Construction of the factory in Orkland near Trondheim is scheduled to start in 2024, with production of the first of three phases scheduled to start in the second quarter of 2026.
Marine applications such as for ships or charging for ships and stationary storage at charging stations require high charging powers that would strain the local power grid without separate buffer storage. This is where Elinor Batteries wants to come in and meet the growing demand for sustainable batteries. LFP batteries also do not depend on nickel and cobalt resources.
The Orkland plant will be developed in three modules to limit financial and technological risks. The first module should be completed for production to begin in 2026, with three modules in operation by 2030. Although Valinor has now financed the initial phase of the project, it wants to bring further investors on board in the long term, for which a financing round is planned in the course of 2023.
Elinor Batteries will be led by Terje Andersen, who already has experience in setting up a battery project in Norway: Andersen was previously CEO at Morrow Batteries, which is known to be planning to build a 32 GWh factory in Arendal in southern Norway.
“There are no other places in the world more suitable for producing sustainable batteries than Central Norway,” Andersen now says in his new role, explaining that the area offers extensive access to Europe’s cheapest renewable energy.
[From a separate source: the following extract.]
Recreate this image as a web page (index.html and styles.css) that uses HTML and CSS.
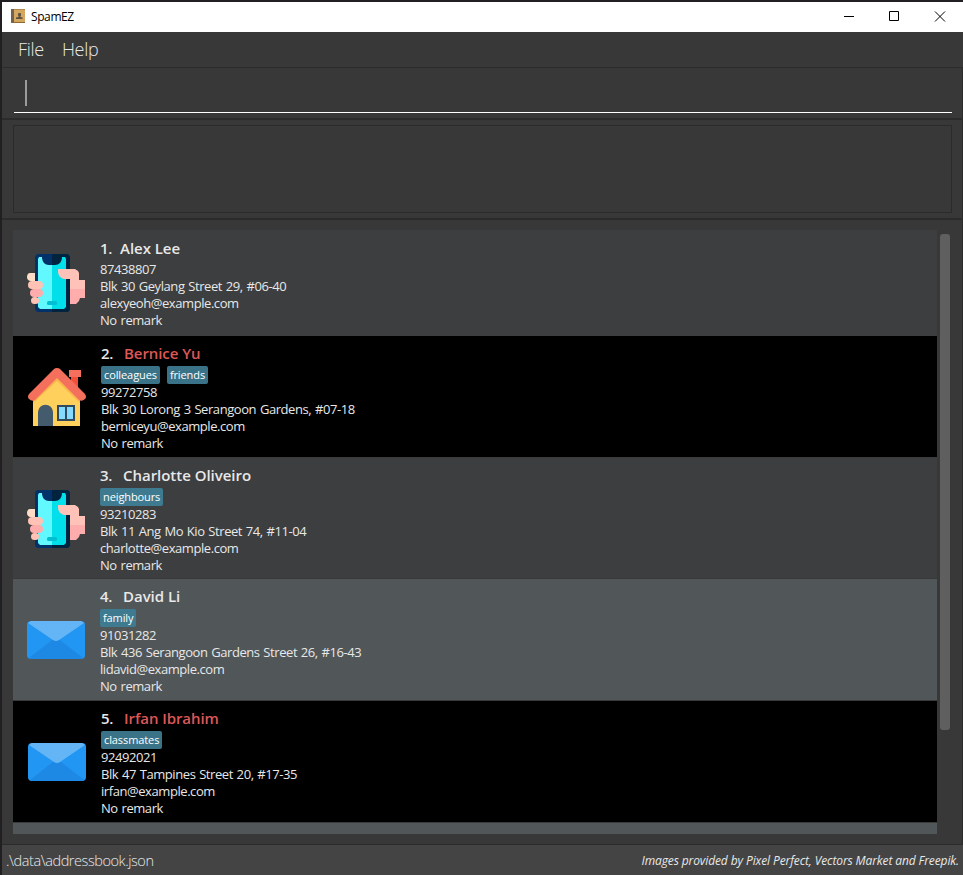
FILE: index.html
```html
<!DOCTYPE html>
<html lang="en">
<head>
<meta charset="utf-8">
<title>SpamEZ</title>
<link rel="stylesheet" href="styles.css">
</head>
<body>
<svg class="defs" width="0" height="0">
  <symbol id="phone" viewBox="0 0 58 58">
    <rect x="8" y="0" width="35" height="58" rx="4" fill="#003168"/>
    <path d="M25 0h14a4 4 0 0 1 4 4v50a4 4 0 0 1-4 4H25z" fill="#00233f"/>
    <path d="M11 5l1-2h3c0 5 3 8 7 8h3v44H13l-2-2z" fill="#62f8ff"/>
    <path d="M25 11h3c4 0 7-3 7-8h3l1 2v48l-2 2H25z" fill="#00dfea"/>
    <rect x="20" y="47" width="10" height="4" rx="1.5" fill="#00bfd0"/>
    <path d="M8 19H3C1 19 0 21 0 23s1 4 4 4h4z" fill="#ffdcc6"/>
    <rect x="1" y="27" width="15" height="8" rx="4" fill="#ffc2b5"/>
    <rect x="3" y="35" width="13" height="8" rx="4" fill="#ffacac"/>
    <rect x="4" y="43" width="8" height="7" rx="3.5" fill="#ffc2b5"/>
    <path d="M31 15h17l3 2 1 2v7h6v9H43V25h-6c-4-1-6-4-6-8z" fill="#ffc2b9"/>
    <path d="M43 35h15v9h-5l-1 3-3 3h-6z" fill="#ffacac"/>
  </symbol>
  <symbol id="house" viewBox="0 0 58 58">
    <rect x="43" y="6" width="7" height="16" fill="#f04f3a"/>
    <rect x="41" y="2" width="12" height="7" fill="#f4705c"/>
    <path d="M5 28L29 8l23 20v30H5z" fill="#ffd05b"/>
    <path d="M5 35v-6L29 7l23 22v6L29 13z" fill="#f8b64c"/>
    <path d="M29 0q2 0 3 1l25 25q2 3 0 5-3 3-6 1L29 10 7 32q-3 2-6-1-2-2 0-5L26 1q1-1 3-1z" fill="#f4705c"/>
    <path d="M10 58V45c0-11 15-11 15 0v13z" fill="#435b6d"/>
    <rect x="29" y="37" width="18" height="16" fill="#324a5e"/>
    <path d="M31 39h6v12h-6zM39 39h6v12h-6z" fill="#84dbff"/>
  </symbol>
  <symbol id="mail" viewBox="0 0 58 58">
    <rect x="0" y="10" width="58" height="38" rx="4" fill="#2196f3"/>
    <path d="M2 47L25 29h8l23 18-2 1H4z" fill="#1e88e5"/>
    <path d="M4 10h50l3 2-25 17q-3 2-6 0L1 12z" fill="#64b5f6"/>
  </symbol>
</svg>
<div class="window">
  <header class="titlebar">
    <svg class="app-icon" width="15" height="15" viewBox="0 0 15 15">
      <rect x="0" y="0" width="14" height="14" fill="#d3a75f"/>
      <rect x="0" y="0" width="3" height="14" fill="#75604f"/>
      <rect x="3" y="0" width="11" height="1" fill="#b08850"/>
      <rect x="0" y="13" width="14" height="1" fill="#8e6736"/>
      <rect x="7" y="4" width="3" height="3" rx="1" fill="#5f5040"/>
      <path d="M7.500 6h2v2l2 .5V10H5V8.500L7.500 8z" fill="#5f5040"/>
    </svg>
    <span class="title">SpamEZ</span>
    <svg class="controls" width="103" height="12" viewBox="0 0 103 12" fill="none" stroke="#000">
      <path d="M0 5.500h10M45.500.500h9v9h-9z"/>
      <path d="M91 .500l10 10M101 .500l-10 10"/>
    </svg>
  </header>
  <nav class="menubar"><span>File</span><span>Help</span></nav>
  <section class="command"><div class="field"><i class="caret"></i></div></section>
  <section class="result"><div class="result-box"></div></section>
  <main class="persons">
    <div class="list">
      <article class="card first">
        <svg class="picture"><use href="#phone"/></svg>
        <div class="info">
          <h2><span class="idx">1.</span><span>Alex Lee</span></h2>
          <p>87438807</p><p>Blk 30 Geylang Street 29, #06-40</p><p>alexyeoh@example.com</p><p>No remark</p>
        </div>
      </article>
      <article class="card black">
        <svg class="picture"><use href="#house"/></svg>
        <div class="info">
          <h2><span class="idx">2.</span><span class="red">Bernice Yu</span></h2>
          <div class="tags"><span>colleagues</span><span>friends</span></div>
          <p>99272758</p><p>Blk 30 Lorong 3 Serangoon Gardens, #07-18</p><p>berniceyu@example.com</p><p>No remark</p>
        </div>
      </article>
      <article class="card short">
        <svg class="picture"><use href="#phone"/></svg>
        <div class="info">
          <h2><span class="idx">3.</span><span>Charlotte Oliveiro</span></h2>
          <div class="tags"><span>neighbours</span></div>
          <p>93210283</p><p>Blk 11 Ang Mo Kio Street 74, #11-04</p><p>charlotte@example.com</p><p>No remark</p>
        </div>
      </article>
      <article class="card slate">
        <svg class="picture"><use href="#mail"/></svg>
        <div class="info">
          <h2><span class="idx">4.</span><span>David Li</span></h2>
          <div class="tags"><span>family</span></div>
          <p>91031282</p><p>Blk 436 Serangoon Gardens Street 26, #16-43</p><p>lidavid@example.com</p><p>No remark</p>
        </div>
      </article>
      <article class="card black">
        <svg class="picture"><use href="#mail"/></svg>
        <div class="info">
          <h2><span class="idx">5.</span><span class="red">Irfan Ibrahim</span></h2>
          <div class="tags"><span>classmates</span></div>
          <p>92492021</p><p>Blk 47 Tampines Street 20, #17-35</p><p>irfan@example.com</p><p>No remark</p>
        </div>
      </article>
      <div class="card slate partial"></div>
    </div>
    <div class="scrollbar"><div class="thumb"></div></div>
  </main>
  <footer class="status"><span class="path">.\data\addressbook.json</span><span class="credit">Images provided by Pixel Perfect, Vectors Market and Freepik.</span></footer>
</div>
</body>
</html>
```
FILE: styles.css
```css
* { box-sizing: border-box; }
body {
  margin: 0;
  width: 963px;
  height: 875px;
  padding: 2px 0 0 2px;
  overflow: hidden;
  background: #211f21;
  font-family: "Open Sans", "Noto Sans", sans-serif;
  color: #e8e8e8;
}
.defs { display: block; width: 0; height: 0; }
.window { width: 961px; height: 873px; display: flex; flex-direction: column; background: #383838; }
.titlebar { height: 30px; flex: none; display: flex; align-items: center; background: #fff; color: #000; padding: 0 16px 1px 9px; }
.title { font-size: 12px; letter-spacing: -0.4px; margin-left: 5px; }
.controls { margin-left: auto; margin-top: 1px; }
.menubar { height: 36px; flex: none; display: flex; gap: 18px; align-items: center; padding: 0 0 2px 16px; border-bottom: 1px solid #2b2b2b; font-size: 18px; font-weight: 300; letter-spacing: -0.28px; }
.command { height: 52px; flex: none; padding: 4px 10px 0 12px; border-bottom: 2px solid #2b2b2b; border-right: 1px solid #2b2b2b; }
.field { height: 41px; border-bottom: 1px solid #fff; padding: 8px 0 0 11px; }
.caret { display: block; width: 2px; height: 26px; background: #9b9b9b; }
.result { height: 100px; flex: none; padding: 5px 10px 0 11px; border-bottom: 2px solid #2b2b2b; border-right: 1px solid #2b2b2b; }
.result-box { height: 88px; border: 1px solid #2b2b2b; }
.persons { height: 625px; flex: none; display: flex; padding: 10px 11px; border-bottom: 1px solid #2b2b2b; border-right: 1px solid #2b2b2b; }
.list { width: 924px; height: 604px; overflow: hidden; }
.card { display: flex; align-items: center; height: 122px; padding: 0 0 0 14px; background: #3c3e3f; border-bottom: 1px solid #3a3a3a; }
.card.black { background: #000; padding-left: 15px; }
.card.slate { background: #515658; }
.card.first { height: 106px; border: 0; }
.first .info { padding-bottom: 2px; }
.card.short { height: 121px; }
.short .picture { margin-top: 2px; }
.card.partial { height: 11px; border: 0; }
.picture { width: 58px; height: 58px; flex: none; margin-right: 15px; }
.info { white-space: nowrap; }
h2 { margin: 0; height: 25px; line-height: 25px; font-size: 15px; font-weight: 600; letter-spacing: -0.03px; display: flex; }
.idx { width: 23px; letter-spacing: -0.4px; }
.first .idx { width: 20px; }
.red { color: #dd5757; letter-spacing: -0.07px; }
p { margin: 0; height: 17px; line-height: 17px; font-size: 13px; letter-spacing: -0.43px; word-spacing: 0.8px; }
.tags { display: flex; gap: 7px; height: 18px; }
.tags span { height: 18px; line-height: 18px; padding: 0 3px; border-radius: 2px; background: #3e7b91; color: #fff; font-size: 11px; letter-spacing: -0.1px; }
.black .tags span { background: #3a7388; }
.scrollbar { width: 10px; margin-left: 3px; padding-top: 4px; }
.thumb { height: 496px; border-radius: 3px; background: #5f5f5f; }
.status { height: 30px; flex: none; display: flex; justify-content: space-between; align-items: center; padding: 0 4px; background: #444; }
.path { font-size: 14.5px; font-weight: 300; letter-spacing: -0.43px; }
.credit { font-size: 12px; font-style: italic; font-weight: 500; letter-spacing: -0.11px; padding-top: 1px; }
```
In addition, Trondheim, known as Norway’s technology capital, is only about 30 minutes away, which Elinor hopes will provide good access to R&D resources and skilled labour.
Elinor Batteries will be supported in the construction of the factory by the independent Norwegian research organisation SINTEF for which a corresponding memorandum of understanding has been signed. The agreement covers technological aspects across the battery production value chain, including production technology, infrastructure, management, economics and societal elements.
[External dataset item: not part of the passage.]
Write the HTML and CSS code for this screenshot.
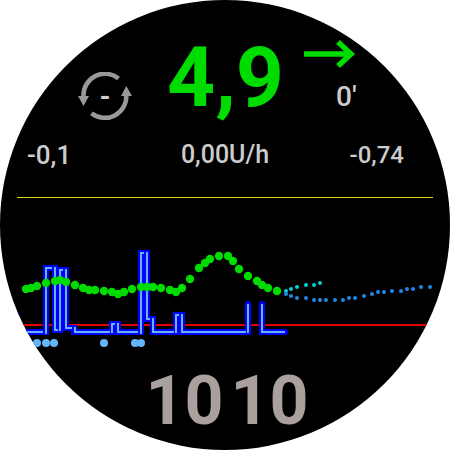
FILE: index.html
```html
<!DOCTYPE html>
<html lang="de">
<head>
<meta charset="utf-8">
<title>Watch face</title>
<link rel="stylesheet" href="styles.css">
</head>
<body>
<main class="face">
  <header class="top">
    <div class="loop">
      <svg class="loop-ring" viewBox="0 0 56 50" aria-hidden="true">
        <g fill="none" stroke="#999" stroke-width="4.500">
          <path d="M41.500 6.500A21.500 21.500 0 0 0 6.500 24V27"/>
          <path d="M14.500 41.200A21.500 21.500 0 0 0 49.300 23V20"/>
        </g>
        <path fill="#999" d="M1 24H12L6.500 34ZM44 24H55L49.300 14Z"/>
      </svg>
      <span class="loop-text">-</span>
    </div>
    <div class="glucose">4,9</div>
    <div class="trend">
      <svg class="arrow" viewBox="0 0 52 28" aria-label="steady">
        <path d="M0 14H46M34 2L47 14L34 26" fill="none" stroke="#00dc00" stroke-width="5.500"/>
      </svg>
      <span class="age">0'</span>
    </div>
  </header>
  <div class="stats">
    <span>-0,1</span>
    <span class="basal-rate">0,00U/h</span>
    <span class="delta">-0,74</span>
  </div>
  <hr class="rule">
  <svg class="chart" viewBox="0 198 450 158" aria-label="Glucose and basal history">
    <path class="limit" d="M22 325H428"/>
    <g id="basal"></g>
    <g id="dots"></g>
  </svg>
  <div class="clock"><span>10</span><span>10</span></div>
</main>
<script src="chart.js"></script>
</body>
</html>
```
FILE: styles.css
```css
* { box-sizing: border-box; }

body {
  margin: 0;
  background: #fff;
  color: #ccc;
  font-family: Roboto, "Liberation Sans", sans-serif;
  font-weight: 700;
}

.face {
  width: 100%;
  max-width: 100vmin;
  aspect-ratio: 1;
  margin: 0 auto;
  display: flex;
  flex-direction: column;
  overflow: hidden;
  border-radius: 50%;
  background: #000;
}

.top {
  display: grid;
  grid-template-columns: 167px 1fr 167px;
  height: 138px;
  padding-top: 28px;
}

.loop {
  display: grid;
  justify-self: end;
  width: 56px;
  height: 50px;
  margin: 44px 34px 0 0;
  place-items: center;
}

.loop-ring, .loop-text { grid-area: 1 / 1; }
.loop-ring { width: 56px; height: 50px; }
.loop-text { font-size: 28px; line-height: 50px; }

.glucose {
  justify-self: center;
  color: #00dc00;
  font-size: 84px;
  line-height: 100px;
}

.trend {
  display: flex;
  flex-direction: column;
  align-items: start;
  padding: 12px 0 0 20px;
}

.arrow { width: 52px; height: 28px; }
.age { margin: 12px 0 0 32px; font-size: 28px; line-height: 34px; font-weight: 500; }

.stats {
  display: grid;
  grid-template-columns: 1fr auto 1fr;
  align-items: center;
  height: 32px;
  padding: 0 27px;
  font-size: 26px;
  line-height: 34px;
  font-weight: 500;
}

.basal-rate { font-size: 25px; }
.delta { justify-self: end; margin-right: 19px; font-size: 24px; }

.rule {
  width: calc(100% - 34px);
  height: 1px;
  margin: 27px auto 0;
  border: 0;
  background: #dcd814;
}

.chart { display: block; width: 100%; flex: none; }

.limit { stroke: #e00000; stroke-width: 2; }
.basal-edge, .basal-core { fill: none; }
.basal-edge { stroke: #00f; stroke-width: 6; stroke-linecap: round; }
.basal-core { stroke: #64b4fa; stroke-width: 2; }
.bg { fill: #00dc00; }
.bolus { fill: #64b4fa; }
.pred-iob { fill: #1e88e5; }
.pred-uam { fill: #00d2d2; }

.clock {
  display: flex;
  justify-content: center;
  gap: 7px;
  margin-top: 4px;
  padding-left: 4px;
  color: #aaa09e;
  font-size: 68px;
  line-height: 82px;
}
```
FILE: chart.js
```js
const NS = "http://www.w3.org/2000/svg";

function add(parent, tag, attrs) {
  const el = document.createElementNS(NS, tag);
  for (const key in attrs) el.setAttribute(key, attrs[key]);
  document.getElementById(parent).append(el);
}

const edge = "M16 314V315M20 332H46V268H55V330H60V270H66V328H74V332H112V324H118V332H141V253H147V319H153V332H176V315H182V332H248V304M262 304V332H285";
const core = "M20 332H43M46 334V268H52M55 267V330H58M60 331V270H63M66 269V328H72M75 327V332H110M112 333V324H115M118 323V332H138M141 334V253H144M147 252V319H150M153 318V332H174M176 333V315H179M182 314V332H246M248 333V304M262 304V332H285";
add("basal", "path", { class: "basal-edge", d: edge });
add("basal", "path", { class: "basal-core", d: core });

const series = [
  { name: "bg", r: 4.2, points: [[26,289],[31,288],[37,286],[46,283],[55,281],[60,280],[66,282],[75,285],[83,288],[89,290],[95,290],[104,291],[112,292],[118,294],[124,292],[132,289],[141,287],[147,287],[153,287],[161,288],[170,290],[176,292],[182,288],[190,279],[199,268],[205,263],[210,259],[219,256],[228,256],[233,261],[239,269],[248,276],[257,281],[262,285],[268,288],[277,291]] },
  { name: "bolus", r: 4, points: [[37,343],[46,343],[54,343],[104,343],[135,343],[141,343]] },
  { name: "pred-uam", r: 2, points: [[286,291],[291,289],[297,287],[306,285],[314,285],[320,283]] },
  { name: "pred-iob", r: 2, points: [[286,294],[291,296],[297,298],[306,298],[314,300],[320,300],[326,300],[335,300],[343,300],[349,298],[355,298],[364,296],[372,294],[378,292],[384,292],[392,291],[401,291],[407,289],[413,289],[421,287],[430,287]] }
];

for (const { name, r, points } of series) {
  for (const [cx, cy] of points) add("dots", "circle", { class: name, cx, cy, r });
}
```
Andersen explained that the agreement enables Elinor Batteries to start producing A-samples this spring. “The A-samples are crucial to be qualified as a supplier in an industry that has long been dominated by Asian suppliers,” added the CEO.
CEO of SINTEF, Alexandra Bech Gjørv, explained, “Through a common European road map, work is now being done to develop a generation of batteries that will be safer, withstand faster charging and last longer.” She added that “The battery production will be more sustainable and cost-effective because the raw materials will travel shorter distances. These are fundamental changes in how batteries are produced and used, and this provides new opportunities.”